You already have the technical knowledge. Now build the psychological foundation to actually use it. That’s what it means to be a Reborn Trader.

You’ve done the reading. Now do the work. Every week inside The Reborn Trader Newsletter, we break down one trading mindset principle, one technical concept, and one real-world framework, so you stop learning and start executing like the trader you already know you can be.

Join hundreds of traders rebuilding their edge from the inside out. Subscribe Here

FAQ

Is trading psychology more important than technical analysis?

Yes, and the data backs it up. Over 70% of retail traders lose money due to emotional decisions, not bad chart reads. Technical analysis gives you the setup. Psychology determines whether you can execute it without self-sabotage.

Can you be profitable using technical analysis alone?

Technically yes, but most traders aren’t. Research by Barber and Odean shows overconfident traders underperform by 6.5% annually. Without psychological discipline, even a winning strategy bleeds out through impulsive decisions, revenge trading, and poor position sizing.

What is the psychology behind technical chart patterns?

Most chart patterns work because enough traders believe they work, making them a self-fulfilling prophecy rooted in collective fear and greed. Support levels, Fibonacci retracements, and candlestick patterns are really just maps of human emotional behavior compressed into price.

How do I stop emotions from affecting my trading?

Start by tagging every trade as planned or impulsive in a trading journal. Run a 3-question psychology checklist before every entry.

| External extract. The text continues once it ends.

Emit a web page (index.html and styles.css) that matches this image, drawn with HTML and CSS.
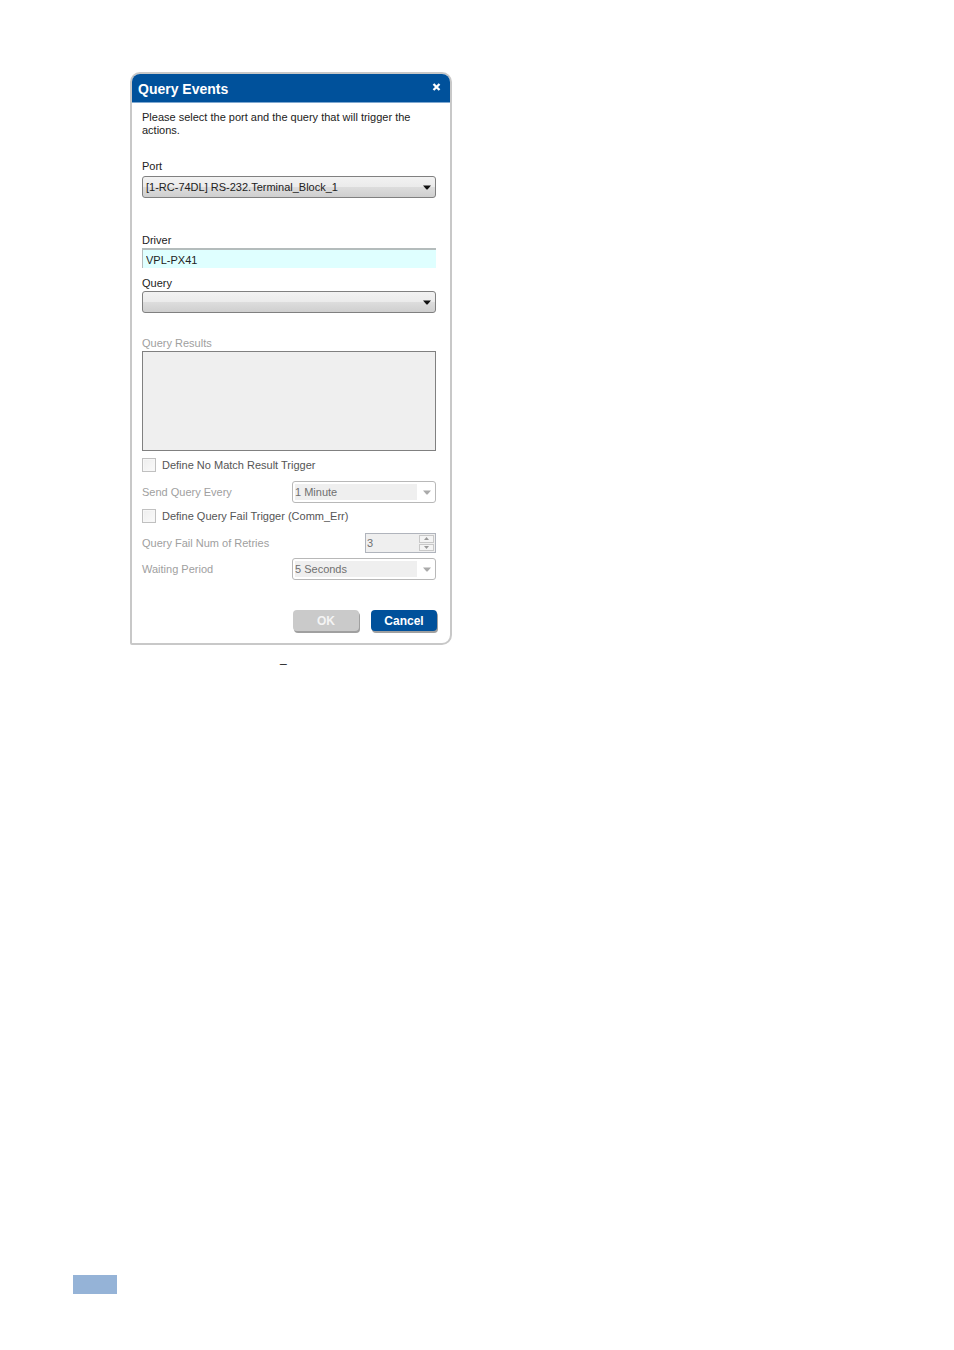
FILE: index.html
```html
<!DOCTYPE html>
<html lang="en">
<head>
<meta charset="utf-8">
<title>Query Events</title>
<link rel="stylesheet" href="styles.css">
</head>
<body>
<main class="page">
  <section class="dialog" role="dialog" aria-labelledby="dialog-title">
    <header class="titlebar">
      <h1 class="title" id="dialog-title">Query Events</h1>
      <button class="close" type="button" aria-label="Close">
        <svg width="9" height="8" viewBox="0 0 9 8"><path d="M1.5 1 7.5 7M7.5 1 1.5 7" stroke="#fff" stroke-width="2.3"/></svg>
      </button>
    </header>
    <form class="content">
      <p class="intro">Please select the port and the query that will trigger the actions.</p>

      <div class="field field-port">
        <label class="label" for="port">Port</label>
        <div class="combo">
          <select class="select" id="port"><option>[1-RC-74DL] RS-232.Terminal_Block_1</option></select>
          <svg class="arrow" width="8" height="5" viewBox="0 0 8 5"><path d="M0 .5h8L4.500 4.500h-1z"/></svg>
        </div>
      </div>

      <div class="field field-driver">
        <label class="label" for="driver">Driver</label>
        <input class="driver" id="driver" type="text" value="VPL-PX41" readonly>
      </div>

      <div class="field field-query">
        <label class="label" for="query">Query</label>
        <div class="combo">
          <select class="select" id="query"><option></option></select>
          <svg class="arrow" width="8" height="5" viewBox="0 0 8 5"><path d="M0 .5h8L4.500 4.500h-1z"/></svg>
        </div>
      </div>

      <div class="field field-results">
        <label class="label muted" for="results">Query Results</label>
        <textarea class="results" id="results" disabled></textarea>
      </div>

      <div class="options">
        <label class="check"><input class="box" type="checkbox" disabled>Define No Match Result Trigger</label>
        <div class="row">
          <label class="muted" for="interval">Send Query Every</label>
          <div class="combo combo-off">
            <select class="select select-off" id="interval" disabled><option>1 Minute</option></select>
            <svg class="arrow arrow-off" width="8" height="5" viewBox="0 0 8 5"><path d="M0 .5h8L4.500 4.500h-1z"/></svg>
          </div>
        </div>
        <label class="check"><input class="box" type="checkbox" disabled>Define Query Fail Trigger (Comm_Err)</label>
        <div class="row">
          <label class="muted" for="retries">Query Fail Num of Retries</label>
          <div class="spinner">
            <input class="number" id="retries" type="text" value="3" disabled>
            <div class="steps">
              <button class="step" type="button" aria-label="Increase" disabled><svg width="5" height="3" viewBox="0 0 5 3"><path d="M0 3 2.500 0 5 3z"/></svg></button>
              <button class="step" type="button" aria-label="Decrease" disabled><svg width="5" height="3" viewBox="0 0 5 3"><path d="M0 0 2.500 3 5 0z"/></svg></button>
            </div>
          </div>
        </div>
        <div class="row">
          <label class="muted" for="wait">Waiting Period</label>
          <div class="combo combo-off">
            <select class="select select-off" id="wait" disabled><option>5 Seconds</option></select>
            <svg class="arrow arrow-off" width="8" height="5" viewBox="0 0 8 5"><path d="M0 .5h8L4.500 4.500h-1z"/></svg>
          </div>
        </div>
      </div>

      <footer class="actions">
        <button class="button button-off" type="button" disabled>OK</button>
        <button class="button" type="button">Cancel</button>
      </footer>
    </form>
  </section>
  <p class="caption">_</p>
  <div class="marker"></div>
</main>
</body>
</html>
```
FILE: styles.css
```css
* { box-sizing: border-box; }

body {
  margin: 0;
  background: #fff;
  color: #222;
  font: 11px/14px "Liberation Sans", Arial, sans-serif;
}

h1, p { margin: 0; }

button, input, select, textarea {
  font: inherit;
  color: inherit;
  margin: 0;
}

svg { display: block; }

.page {
  display: flex;
  flex-direction: column;
  min-height: 100vh;
  padding: 72px 72px 56px 73px;
}

.dialog {
  width: 322px;
  margin-left: 57px;
  border: 2px solid #c8c8c8;
  border-radius: 10px 10px 10px 2px;
  background: #fff;
}

.titlebar {
  display: flex;
  align-items: center;
  justify-content: space-between;
  height: 29px;
  padding: 0 9px 0 6px;
  border-bottom: 1px solid #7fa8d0;
  border-radius: 8px 8px 0 0;
  background: #00519b;
  color: #fff;
}

.title {
  padding-top: 2px;
  font-size: 14px;
  line-height: 16px;
}

.close {
  padding: 0 0 2px;
  border: 0;
  background: none;
}

.content { padding: 8px 14px 12px 10px; }

.intro {
  line-height: 13px;
}

.field { display: flex; flex-direction: column; }
.label { line-height: 16px; }
.muted { color: #a0a0a0; }

.field-port { gap: 2px; margin-top: 21px; }
.field-driver { margin-top: 34px; }
.field-query { margin-top: 7px; }
.field-results { margin-top: 22px; }

.combo {
  display: grid;
  align-items: center;
  height: 22px;
  border: 1px solid #808080;
  border-radius: 3px;
  background: linear-gradient(#f2f2f2, #ebebeb 50%, #dddddd 50%, #cfcfcf);
}

.select, .arrow { grid-area: 1 / 1; }

.select {
  width: 100%;
  height: 20px;
  padding: 0 20px 0 3px;
  border: 0;
  background: none;
  appearance: none;
}

.arrow {
  justify-self: end;
  margin-right: 4px;
  fill: #111;
  pointer-events: none;
}

.driver {
  height: 20px;
  padding: 2px 3px 0;
  border: 0;
  border-top: 2px solid #b4bcbc;
  border-left: 1px solid #b4bcbc;
  background: #dfffff;
}

.results {
  height: 100px;
  border: 1px solid #808080;
  background: #efefef;
  resize: none;
}

.options {
  display: flex;
  flex-direction: column;
  gap: 4px;
  padding-top: 5px;
}

.check {
  display: flex;
  align-items: center;
  gap: 6px;
  height: 18px;
  color: #555;
}

.box {
  width: 14px;
  height: 14px;
  border: 1px solid #c0c0c0;
  background: linear-gradient(135deg, #eee, #fafafa);
  box-shadow: inset 0 0 0 1px #f7f7f7;
  appearance: none;
}

.row {
  display: flex;
  align-items: center;
  justify-content: space-between;
  height: 22px;
}

.check + .row { margin-top: 3px; }

.combo-off {
  width: 144px;
  border-color: #b8b8b8;
  background: #fff;
}

.select-off {
  width: 122px;
  height: 16px;
  margin-left: 2px;
  padding: 0;
  background: #efefef;
  color: #707070;
  opacity: 1;
}

.arrow-off { fill: #aaa; }

.spinner {
  display: flex;
  width: 71px;
  height: 20px;
  border: 1px solid #b0b4bc;
  background: #efefef;
}

.number {
  flex: 1;
  min-width: 0;
  padding: 0 1px;
  border: 0;
  background: none;
  color: #707070;
}

.steps {
  display: flex;
  flex-direction: column;
  gap: 1px;
  width: 15px;
  margin: 1px;
}

.step {
  display: flex;
  flex: 1;
  align-items: center;
  justify-content: center;
  padding: 0;
  border: 1px solid #c8c8c8;
  background: #f4f4f4;
  fill: #999;
}

.actions {
  display: flex;
  justify-content: flex-end;
  gap: 12px;
  margin: 30px -1px 0 0;
}

.button {
  width: 66px;
  height: 21px;
  padding: 0;
  border: 0;
  border-radius: 4px;
  background: #00519b;
  box-shadow: 1px 2px 0 #a0a0a0;
  color: #fff;
  font-size: 12px;
  font-weight: bold;
  line-height: 20px;
}

.button-off {
  background: #cacaca;
  color: #f4f4f4;
}

.caption {
  margin: 6px 0 0 207px;
  font-size: 12px;
}

.marker {
  width: 44px;
  height: 19px;
  margin-top: auto;
  background: #95b3d7;
}
```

Over time, you’ll put a real dollar number on your emotional leakage and that number alone will change your behavior faster than any strategy will.

Does technical analysis still work in 2025?

Yes, but the window is shrinking. J.P. Morgan data shows TA signal duration dropped from 18 minutes in 2016 to under 6 seconds in 2024. The edge isn’t gone, but execution discipline and psychological consistency now matter more than the pattern itself.